Code that builds pages >>
-- BEGIN --

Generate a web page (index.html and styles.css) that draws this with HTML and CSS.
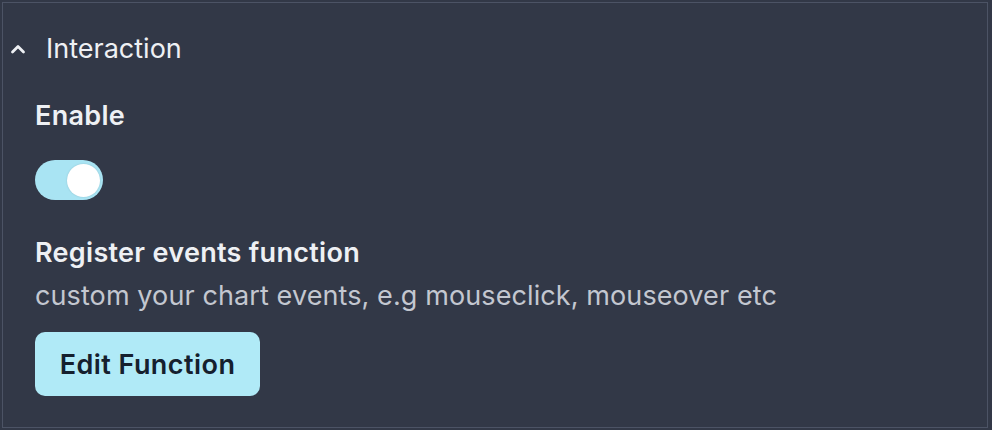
FILE: index.html
```html
<!DOCTYPE html>
<html>
<head>
<meta charset="utf-8">
<link rel="stylesheet" href="styles.css">
</head>
<body>
<div class="frame">
  <section class="panel">
    <div class="panel-head">
      <svg class="chev" width="18" height="18" viewBox="0 0 18 18"><path d="M3.5 12 L9 6.5 L14.5 12" fill="none" stroke="#eef0f4" stroke-width="2.8" stroke-linecap="round" stroke-linejoin="round"/></svg>
      <span class="panel-title">Interaction</span>
    </div>
    <div class="panel-body">
      <div class="label">Enable</div>
      <div class="toggle"><span class="thumb"></span></div>
      <div class="label label-reg">Register events function</div>
      <div class="desc">custom your chart events, e.g mouseclick, mouseover etc</div>
      <button class="btn">Edit Function</button>
    </div>
  </section>
</div>
</body>
</html>
```
FILE: styles.css
```css
html, body {
  margin: 0;
  padding: 0;
  background: #323847;
}
body {
  width: 992px;
  height: 430px;
  overflow: hidden;
  font-family: Inter, "Noto Sans", sans-serif;
}
.frame {
  box-sizing: border-box;
  width: 992px;
  height: 430px;
  padding: 2px 4px 2px 2px;
}
.panel {
  box-sizing: border-box;
  height: 100%;
  border: 1px solid #4c5365;
  background: #323847;
}
.panel-head {
  display: flex;
  align-items: center;
  height: 92px;
  padding-left: 6px;
  box-sizing: border-box;
}
.chev {
  margin-right: 19px;
}
.panel-title {
  color: #eef0f4;
  font-size: 27px;
  font-weight: 400;
  line-height: 32px;
}
.panel-body {
  margin-top: 5px;
  padding-left: 32px;
  display: flex;
  flex-direction: column;
  align-items: flex-start;
}
.label {
  color: #eef0f4;
  font-size: 27px;
  font-weight: 600;
  line-height: 32px;
  letter-spacing: 0.3px;
}
.toggle {
  margin-top: 28px;
  width: 68px;
  height: 40px;
  border-radius: 20px;
  background: #a9e4f3;
  display: flex;
  align-items: center;
  justify-content: flex-end;
  padding-right: 3px;
  box-sizing: border-box;
}
.thumb {
  width: 33px;
  height: 33px;
  border-radius: 50%;
  background: #ffffff;
  box-shadow: 0 0 2px rgba(0,0,0,0.15);
}
.label-reg {
  margin-top: 37px;
}
.desc {
  margin-top: 11px;
  color: #c3c7d0;
  font-size: 27px;
  line-height: 32px;
  letter-spacing: 0.1px;
}
.btn {
  margin-top: 20px;
  width: 225px;
  height: 64px;
  border: none;
  border-radius: 10px;
  background: #b0eaf7;
  color: #15202e;
  font-family: Inter, "Noto Sans", sans-serif;
  font-size: 27px;
  font-weight: 600;
  letter-spacing: 0.45px;
  padding: 0;
}
```
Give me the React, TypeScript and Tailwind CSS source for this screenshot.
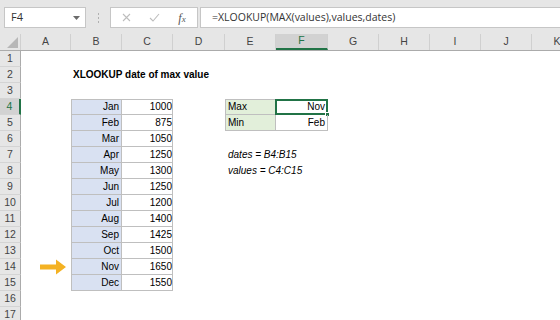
import React from 'react';

type Col = { key: string; w: string };

const COLS: Col[] = [
  { key: 'A', w: 'w-[50px]' },
  { key: 'B', w: 'w-[51px]' },
  { key: 'C', w: 'w-[51px]' },
  { key: 'D', w: 'w-[52px]' },
  { key: 'E', w: 'w-[51px]' },
  { key: 'F', w: 'w-[52px]' },
  { key: 'G', w: 'w-[51px]' },
  { key: 'H', w: 'w-[51px]' },
  { key: 'I', w: 'w-[51px]' },
  { key: 'J', w: 'w-[51px]' },
  { key: 'K', w: 'w-[51px]' },
];

const SALES: [string, number][] = [
  ['Jan', 1000],
  ['Feb', 875],
  ['Mar', 1050],
  ['Apr', 1250],
  ['May', 1300],
  ['Jun', 1250],
  ['Jul', 1200],
  ['Aug', 1400],
  ['Sep', 1425],
  ['Oct', 1500],
  ['Nov', 1650],
  ['Dec', 1550],
];

const ROWS = Array.from({ length: 17 }, (_, i) => i + 1);

function Arrow() {
  return (
    <svg width="27" height="16" viewBox="0 0 27 16">
      <path d="M0 5.5h16V0.5L26 8l-10 7.5V10.5H0z" fill="#f4b223" />
    </svg>
  );
}

function cellFor(col: string, row: number): { content?: React.ReactNode; cls: string } {
  const edge = 'border-[#bfbfbf]';
  if (row >= 4 && row <= 15 && (col === 'B' || col === 'C')) {
    const [month, value] = SALES[row - 4];
    const top = row === 4 ? ' border-t' : '';
    if (col === 'B') {
      return {
        content: month,
        cls: `bg-[#d9e1f2] border-l border-r border-b ${edge} justify-end pr-[2px]${top}`,
      };
    }
    return { content: value, cls: `border-r border-b ${edge} justify-end pr-[1px]${top}` };
  }
  if (row === 4 || row === 5) {
    const top = row === 4 ? ' border-t' : '';
    if (col === 'E') {
      return {
        content: row === 4 ? 'Max' : 'Min',
        cls: `bg-[#e2efda] border-l border-r border-b ${edge} pl-[2px]${top}`,
      };
    }
    if (col === 'F') {
      return {
        content: row === 4 ? 'Nov' : 'Feb',
        cls: `border-r border-b ${edge} justify-end pr-[2px]${top}`,
      };
    }
  }
  if (row === 2 && col === 'B') {
    return { content: 'XLOOKUP date of max value', cls: 'font-bold pl-[2px]' };
  }
  if (row === 7 && col === 'E') {
    return { content: 'dates = B4:B15', cls: 'italic pl-[3px]' };
  }
  if (row === 8 && col === 'E') {
    return { content: 'values = C4:C15', cls: 'italic pl-[3px]' };
  }
  if (row === 14 && col === 'A') {
    return { content: <Arrow />, cls: 'justify-end pr-[4px]' };
  }
  return { cls: '' };
}

function Toolbar() {
  return (
    <div className="flex h-[34px] items-start bg-[#e6e6e6] pt-[7px] font-['Open_Sans',sans-serif] text-[11px] text-[#333]">
      <div className="ml-[4px] flex h-[21px] w-[82px] items-center justify-between border border-[#c6c6c6] bg-white pl-[6px] pr-[5px]">
        <span>F4</span>
        <svg width="7" height="4" viewBox="0 0 7 4">
          <path d="M0 0h7L3.5 4z" fill="#6b6b6b" />
        </svg>
      </div>
      <div className="flex w-[24px] flex-col items-center gap-[2px] pt-[6px]">
        <span className="h-[2px] w-[1px] bg-[#b0b0b0]" />
        <span className="h-[2px] w-[1px] bg-[#b0b0b0]" />
        <span className="h-[2px] w-[1px] bg-[#b0b0b0]" />
      </div>
      <div className="flex h-[21px] w-[88px] items-center border border-[#c6c6c6] bg-white">
        <div className="flex w-[29px] justify-center pl-[2px]">
          <svg width="9" height="9" viewBox="0 0 9 9">
            <path d="M1 1l7 7M8 1L1 8" stroke="#bdbdbd" strokeWidth="1.1" />
          </svg>
        </div>
        <div className="flex w-[28px] justify-center">
          <svg width="11" height="9" viewBox="0 0 11 9">
            <path d="M1 5l3 3 6-7" stroke="#bdbdbd" strokeWidth="1.1" fill="none" />
          </svg>
        </div>
        <div className="flex w-[28px] items-baseline justify-center font-['Liberation_Serif',serif] text-[12px] italic leading-none text-[#555]">
          <span>f</span>
          <span className="text-[9px]">x</span>
        </div>
      </div>
      <div className="ml-[2px] flex h-[21px] flex-1 items-center border border-r-0 border-[#c6c6c6] bg-white pl-[11px] text-[10.5px]">
        =XLOOKUP(MAX(values),values,dates)
      </div>
    </div>
  );
}

export default function App() {
  return (
    <div className="h-[320px] w-[560px] overflow-hidden bg-white font-['Liberation_Sans',Arial,sans-serif] text-[10px] text-black">
      <Toolbar />
      <div className="flex h-[17px] border-b border-[#ababab] bg-[#e6e6e6] text-[10.5px] text-[#444]">
        <div className="flex w-[21px] shrink-0 items-end justify-end border-r border-[#d0d0d0] pb-[2px] pr-[2px]">
          <svg width="11" height="11" viewBox="0 0 11 11">
            <path d="M11 0v11H0z" fill="#b7b7b7" />
          </svg>
        </div>
        {COLS.map((c) => (
          <div
            key={c.key}
            className={`${c.w} flex shrink-0 items-center justify-center border-r border-[#d0d0d0] ${
              c.key === 'F' ? 'border-b-2 border-b-[#217346] bg-[#d2d2d2] text-[#217346]' : ''
            }`}
          >
            {c.key}
          </div>
        ))}
      </div>
      {ROWS.map((r) => (
        <div key={r} className="flex h-[16px]">
          <div
            className={`flex w-[21px] shrink-0 items-center justify-center border-b border-[#d4d4d4] text-[10.5px] ${
              r === 4
                ? 'border-r-2 border-r-[#217346] bg-[#d2d2d2] text-[#217346]'
                : 'border-r border-r-[#ababab] bg-[#e6e6e6] text-[#444]'
            }`}
          >
            {r}
          </div>
          {COLS.map((c) => {
            const cell = cellFor(c.key, r);
            return (
              <div
                key={c.key}
                className={`${c.w} relative flex shrink-0 items-center whitespace-nowrap leading-[16px] ${cell.cls}`}
              >
                {cell.content}
                {r === 4 && c.key === 'F' && (
                  <>
                    <div className="absolute -left-[1px] -right-[1px] -top-[1px] -bottom-[1px] border-2 border-[#217346]" />
                    <div className="absolute -bottom-[3px] -right-[3px] h-[5px] w-[5px] border border-white bg-[#217346]" />
                  </>
                )}
              </div>
            );
          })}
        </div>
      ))}
    </div>
  );
}
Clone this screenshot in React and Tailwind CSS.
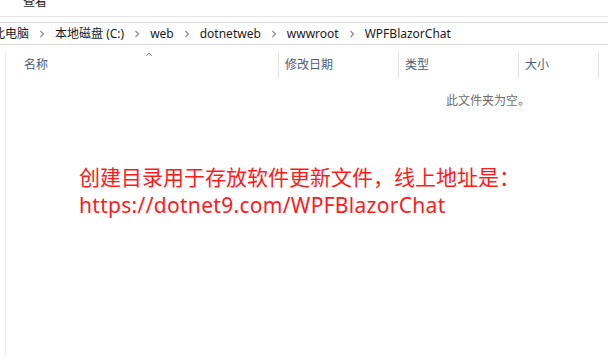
import React from 'react';

const crumbs = ['此电脑', '本地磁盘 (C:)', 'web', 'dotnetweb', 'wwwroot', 'WPFBlazorChat'];

const columns = [
  { label: '名称', width: 'w-[273px]', pad: 'pl-[18px]' },
  { label: '修改日期', width: 'w-[120px]', pad: 'pl-[6px]' },
  { label: '类型', width: 'w-[120px]', pad: 'pl-[6px]' },
  { label: '大小', width: 'w-[80px]', pad: 'pl-[6px]' },
];

const Chevron = () => (
  <svg width="6" height="8" viewBox="0 0 6 8" className="shrink-0">
    <polyline points="1.5,1 4.5,4 1.5,7" fill="none" stroke="#8a8a8a" strokeWidth="1.2" />
  </svg>
);

const App = () => {
  return (
    <div className="w-[608px] h-[358px] bg-white overflow-hidden font-['Noto_Sans','Noto_Sans_CJK_SC',sans-serif] text-[12px] text-[#1a1a1a]">
      {/* ribbon tab */}
      <div className="h-[17px] border-b border-[#e3e3e3] overflow-hidden">
        <div className="pl-[23px] -mt-[5px] leading-[14px]">查看</div>
      </div>

      {/* address bar */}
      <div className="mt-[5px] h-[23px] border-y border-[#d9d9d9] flex items-center -ml-[7px] gap-[10px] leading-[14px]">
        {crumbs.map((c, i) => (
          <React.Fragment key={c}>
            {i > 0 && <Chevron />}
            <span className="whitespace-nowrap">{c}</span>
          </React.Fragment>
        ))}
      </div>

      <div className="flex h-[312px]">
        {/* nav pane edge */}
        <div className="w-[6px] border-r border-[#f0f0f0] mt-[6px]" />

        <div className="flex-1">
          {/* column headers */}
          <div className="flex mt-[7px] h-[26px] text-[#4c607a] relative">
            {columns.map((col) => (
              <div
                key={col.label}
                className={`${col.width} ${col.pad} h-full flex items-center border-r border-[#e5e5e5] shrink-0`}
              >
                {col.label}
              </div>
            ))}
            <svg width="8" height="5" viewBox="0 0 8 5" className="absolute left-[139px] top-[0px]">
              <polyline points="1,4 4,1 7,4" fill="none" stroke="#8a8a8a" strokeWidth="1" />
            </svg>
          </div>

          <div className="pl-[440px] mt-[16px] text-[#6d6d6d] leading-[14px]">此文件夹为空。</div>

          {/* annotation */}
          <div className="pl-[73px] mt-[55px] text-[21px] leading-[28px] text-[#ff1a1a]">
            <div className="whitespace-nowrap">创建目录用于存放软件更新文件，线上地址是：</div>
            <div className="whitespace-nowrap tracking-[0.3px]">https://dotnet9.com/WPFBlazorChat</div>
          </div>
        </div>
      </div>
    </div>
  );
};

export default App;
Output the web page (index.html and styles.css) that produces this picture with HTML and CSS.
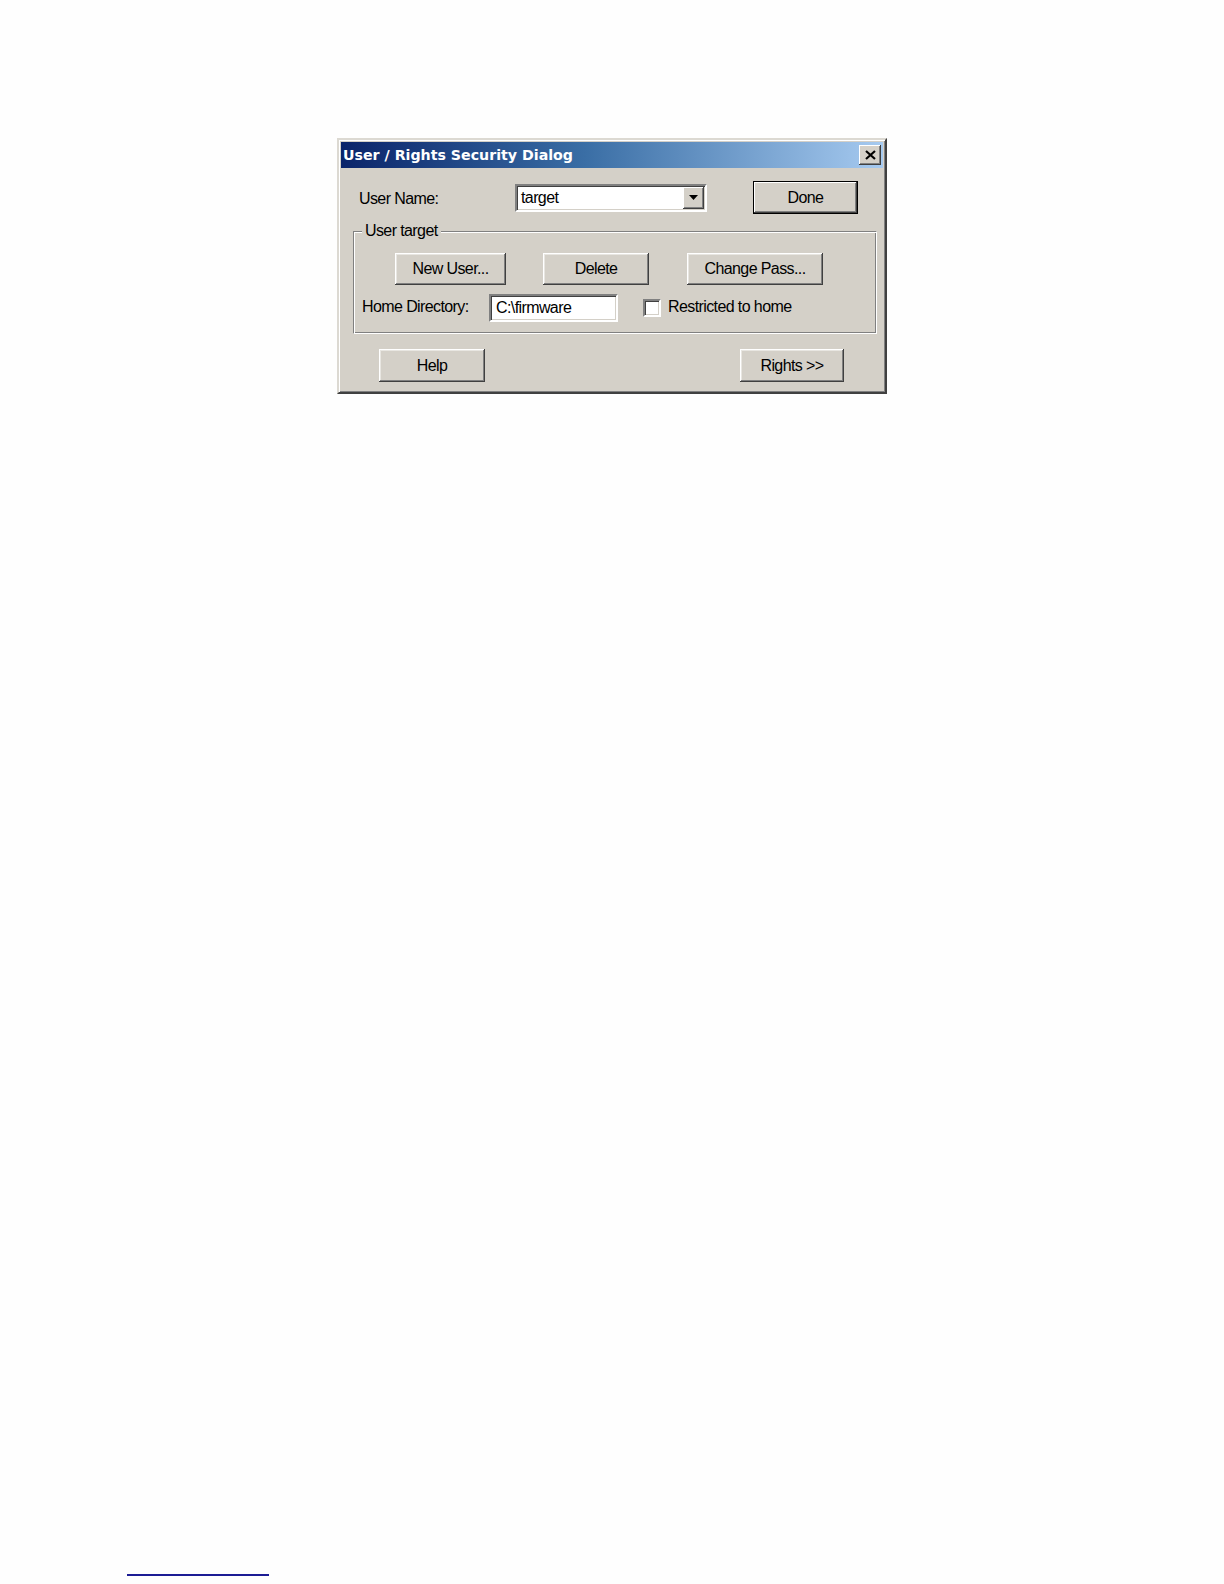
FILE: index.html
```html
<!DOCTYPE html>
<html>
<head>
<meta charset="utf-8">
<title>User / Rights Security Dialog</title>
<link rel="stylesheet" href="styles.css">
</head>
<body>
<div class="page">
  <div class="dialog">
    <div class="titlebar">
      <span class="title">User / Rights Security Dialog</span>
      <span class="close">
        <svg width="11" height="10" viewBox="0 0 11 10"><path d="M1 1 L10 9 M10 1 L1 9" stroke="#000" stroke-width="2.2" fill="none"/></svg>
      </span>
    </div>
    <div class="row row-top">
      <span class="lbl lbl-user">User Name:</span>
      <div class="combo">
        <span class="combo-text">target</span>
        <span class="combo-btn">
          <svg width="9" height="5" viewBox="0 0 9 5"><path d="M0 0 H9 L4.5 5 Z" fill="#000"/></svg>
        </span>
      </div>
      <button class="btn btn-default btn-done">Done</button>
    </div>
    <div class="group">
      <span class="legend">User target</span>
      <div class="row group-buttons">
        <button class="btn btn-new">New User...</button>
        <button class="btn btn-delete">Delete</button>
        <button class="btn btn-change">Change Pass...</button>
      </div>
      <div class="row group-home">
        <span class="lbl lbl-home">Home Directory:</span>
        <div class="edit">C:\firmware</div>
        <span class="check"></span>
        <span class="lbl lbl-check">Restricted to home</span>
      </div>
    </div>
    <div class="row row-bottom">
      <button class="btn btn-help">Help</button>
      <button class="btn btn-rights">Rights &gt;&gt;</button>
    </div>
  </div>
  <div class="footline"></div>
</div>
</body>
</html>
```
FILE: styles.css
```css
html, body {
  margin: 0;
  padding: 0;
  background: #fefefe;
}

.page {
  display: flex;
  flex-direction: column;
  align-items: flex-start;
  width: 1224px;
  height: 1584px;
}

.dialog {
  box-sizing: border-box;
  width: 550px;
  margin: 138px 0 0 337px;
  padding: 2px;
  background: #d4d0c8;
  border: 2px solid;
  border-color: #dcd9d2 #404040 #404040 #dcd9d2;
  box-shadow: inset 1px 1px #ffffff, inset -1px -1px #808080;
  display: flex;
  flex-direction: column;
  font-family: "Liberation Sans", Arial, sans-serif;
  font-size: 16px;
  letter-spacing: -0.6px;
  color: #000;
}

.titlebar {
  height: 26px;
  display: flex;
  align-items: center;
  justify-content: space-between;
  padding: 0 2px 0 2px;
  background: linear-gradient(to right, #0a246a 0%, #3a6ea5 45%, #a6caf0 100%);
}

.title {
  font-family: "DejaVu Sans", Verdana, sans-serif;
  font-weight: bold;
  font-size: 14.2px;
  letter-spacing: 0;
  color: #ffffff;
  white-space: nowrap;
}

.close {
  box-sizing: border-box;
  width: 22px;
  height: 20px;
  display: flex;
  align-items: center;
  justify-content: center;
  background: #d4d0c8;
  box-shadow: inset -1px -1px #404040, inset 1px 1px #ffffff, inset -2px -2px #808080;
}

.row {
  display: flex;
  align-items: center;
}

.row-top {
  margin: 13px 0 0 18px;
}

.lbl {
  white-space: nowrap;
}

.lbl-user {
  width: 156px;
  padding-top: 2px;
}

.combo {
  box-sizing: border-box;
  width: 192px;
  height: 28px;
  display: flex;
  align-items: center;
  justify-content: space-between;
  background: #ffffff;
  border: 2px solid;
  border-color: #808080 #ffffff #ffffff #808080;
  box-shadow: inset 1px 1px #404040, inset -1px -1px #d4d0c8;
  padding: 1px 1px 1px 4px;
}

.combo-text {
  padding-top: 1px;
}

.combo-btn {
  box-sizing: border-box;
  width: 21px;
  height: 22px;
  display: flex;
  align-items: center;
  justify-content: center;
  background: #d4d0c8;
  box-shadow: inset -1px -1px #404040, inset 1px 1px #ffffff, inset -2px -2px #808080;
}

.btn {
  box-sizing: border-box;
  height: 32px;
  padding: 0;
  border: none;
  background: #d4d0c8;
  box-shadow: inset -1px -1px #404040, inset 1px 1px #ffffff, inset -2px -2px #808080, inset 2px 2px #e8e6e1;
  font-family: "Liberation Sans", Arial, sans-serif;
  font-size: 16px;
  letter-spacing: -0.6px;
  color: #000;
  text-align: center;
}

.btn-default {
  border: 1px solid #000;
  box-shadow: inset -1px -1px #404040, inset 1px 1px #ffffff, inset -2px -2px #808080;
}

.btn-done {
  width: 105px;
  height: 33px;
  margin-left: 46px;
}

.group {
  position: relative;
  box-sizing: border-box;
  width: 524px;
  height: 103px;
  margin: 17px 0 0 12px;
  padding: 20px 0 10px 0;
  border: 1px solid #808080;
  border-right-color: #ffffff;
  border-bottom-color: #ffffff;
  box-shadow: inset 1px 1px #ffffff, inset -1px -1px #808080;
  display: flex;
  flex-direction: column;
}

.legend {
  position: absolute;
  top: -11px;
  left: 8px;
  padding: 0 3px 0 3px;
  background: #d4d0c8;
  line-height: 20px;
}

.group-buttons {
  margin: 1px 0 0 41px;
}

.btn-new {
  width: 111px;
}

.btn-delete {
  width: 106px;
  margin-left: 37px;
}

.btn-change {
  width: 136px;
  margin-left: 38px;
}

.group-home {
  margin: 9px 0 0 8px;
}

.lbl-home {
  width: 127px;
  padding-bottom: 3px;
}

.edit {
  box-sizing: border-box;
  width: 129px;
  height: 28px;
  padding: 3px 0 0 5px;
  background: #ffffff;
  border: 2px solid;
  border-color: #808080 #ffffff #ffffff #808080;
  box-shadow: inset 1px 1px #404040, inset -1px -1px #d4d0c8;
  white-space: nowrap;
}

.check {
  box-sizing: border-box;
  width: 18px;
  height: 18px;
  margin-left: 25px;
  background: #ffffff;
  border: 2px solid;
  border-color: #808080 #ffffff #ffffff #808080;
  box-shadow: inset 1px 1px #404040, inset -1px -1px #d4d0c8;
}

.lbl-check {
  margin-left: 7px;
  padding-bottom: 2px;
}

.row-bottom {
  margin: 15px 0 8px 38px;
}

.btn-help {
  width: 106px;
  height: 33px;
}

.btn-rights {
  width: 104px;
  height: 33px;
  margin-left: 255px;
}

.footline {
  width: 142px;
  height: 2px;
  margin: 1180px 0 0 127px;
  background: #1c1c94;
}
```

-- END --

Description of the task >> Wherever the string "this" appears in the entries above, list that line.

Exercise answer >>
Generate a web page (index.html and styles.css) that draws this with HTML and CSS.
Give me the React, TypeScript and Tailwind CSS source for this screenshot.
Clone this screenshot in React and Tailwind CSS.
Output the web page (index.html and styles.css) that produces this picture with HTML and CSS.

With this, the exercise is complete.